**Goal**
Pull out from the material below all lines with "styles".

**Supplied data**
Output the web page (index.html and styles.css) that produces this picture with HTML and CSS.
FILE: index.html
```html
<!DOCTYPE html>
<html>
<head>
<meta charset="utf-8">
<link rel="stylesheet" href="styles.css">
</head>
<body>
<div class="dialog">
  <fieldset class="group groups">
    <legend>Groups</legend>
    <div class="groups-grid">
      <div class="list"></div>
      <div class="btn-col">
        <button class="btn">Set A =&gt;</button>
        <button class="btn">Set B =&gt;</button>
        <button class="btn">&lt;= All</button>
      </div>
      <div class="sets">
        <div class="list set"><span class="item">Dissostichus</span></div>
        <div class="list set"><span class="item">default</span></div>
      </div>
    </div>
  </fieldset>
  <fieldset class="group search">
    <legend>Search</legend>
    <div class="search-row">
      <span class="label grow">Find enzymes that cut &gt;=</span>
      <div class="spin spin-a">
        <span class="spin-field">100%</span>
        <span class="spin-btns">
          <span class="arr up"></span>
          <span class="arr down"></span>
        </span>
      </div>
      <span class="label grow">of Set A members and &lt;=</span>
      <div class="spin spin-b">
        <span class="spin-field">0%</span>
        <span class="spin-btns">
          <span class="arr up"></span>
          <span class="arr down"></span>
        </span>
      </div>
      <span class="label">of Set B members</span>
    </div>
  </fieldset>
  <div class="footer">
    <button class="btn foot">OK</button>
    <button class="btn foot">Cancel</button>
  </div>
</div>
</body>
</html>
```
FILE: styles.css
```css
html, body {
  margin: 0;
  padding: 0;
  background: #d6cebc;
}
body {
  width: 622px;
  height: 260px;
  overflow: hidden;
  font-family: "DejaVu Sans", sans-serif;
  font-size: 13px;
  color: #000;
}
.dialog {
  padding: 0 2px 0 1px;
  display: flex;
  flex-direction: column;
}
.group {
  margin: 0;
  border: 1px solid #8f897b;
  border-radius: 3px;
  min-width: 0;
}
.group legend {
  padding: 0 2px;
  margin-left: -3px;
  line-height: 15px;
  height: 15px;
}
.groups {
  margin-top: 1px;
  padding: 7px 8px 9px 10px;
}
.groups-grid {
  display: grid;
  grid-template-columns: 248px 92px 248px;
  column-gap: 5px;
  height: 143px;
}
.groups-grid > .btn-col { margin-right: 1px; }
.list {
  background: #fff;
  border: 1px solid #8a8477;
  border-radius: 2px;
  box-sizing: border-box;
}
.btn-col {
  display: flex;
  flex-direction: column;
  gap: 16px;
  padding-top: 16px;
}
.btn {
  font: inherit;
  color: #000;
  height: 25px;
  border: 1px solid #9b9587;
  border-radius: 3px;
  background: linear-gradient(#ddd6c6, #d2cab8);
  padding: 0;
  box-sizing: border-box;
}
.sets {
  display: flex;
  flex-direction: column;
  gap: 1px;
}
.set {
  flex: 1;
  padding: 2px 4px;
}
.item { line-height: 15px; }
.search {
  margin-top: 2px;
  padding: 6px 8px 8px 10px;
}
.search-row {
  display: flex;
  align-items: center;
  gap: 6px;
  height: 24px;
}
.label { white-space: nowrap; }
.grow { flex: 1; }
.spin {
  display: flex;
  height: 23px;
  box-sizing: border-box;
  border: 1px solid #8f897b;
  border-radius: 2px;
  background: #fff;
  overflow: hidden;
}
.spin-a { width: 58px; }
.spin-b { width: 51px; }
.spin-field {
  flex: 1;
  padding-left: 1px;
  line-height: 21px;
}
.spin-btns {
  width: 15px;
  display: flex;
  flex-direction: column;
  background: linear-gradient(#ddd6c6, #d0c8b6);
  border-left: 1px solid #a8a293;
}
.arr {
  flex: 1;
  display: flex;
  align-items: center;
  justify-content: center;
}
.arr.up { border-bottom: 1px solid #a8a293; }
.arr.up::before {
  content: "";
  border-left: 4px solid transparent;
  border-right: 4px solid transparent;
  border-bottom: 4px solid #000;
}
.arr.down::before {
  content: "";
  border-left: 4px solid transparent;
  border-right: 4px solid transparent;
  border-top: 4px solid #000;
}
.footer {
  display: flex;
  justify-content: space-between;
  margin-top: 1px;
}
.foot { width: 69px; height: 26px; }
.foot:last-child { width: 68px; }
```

**Task output**
Output the web page (index.html and styles.css) that produces this picture with HTML and CSS.
<link rel="stylesheet" href="styles.css">
FILE: styles.css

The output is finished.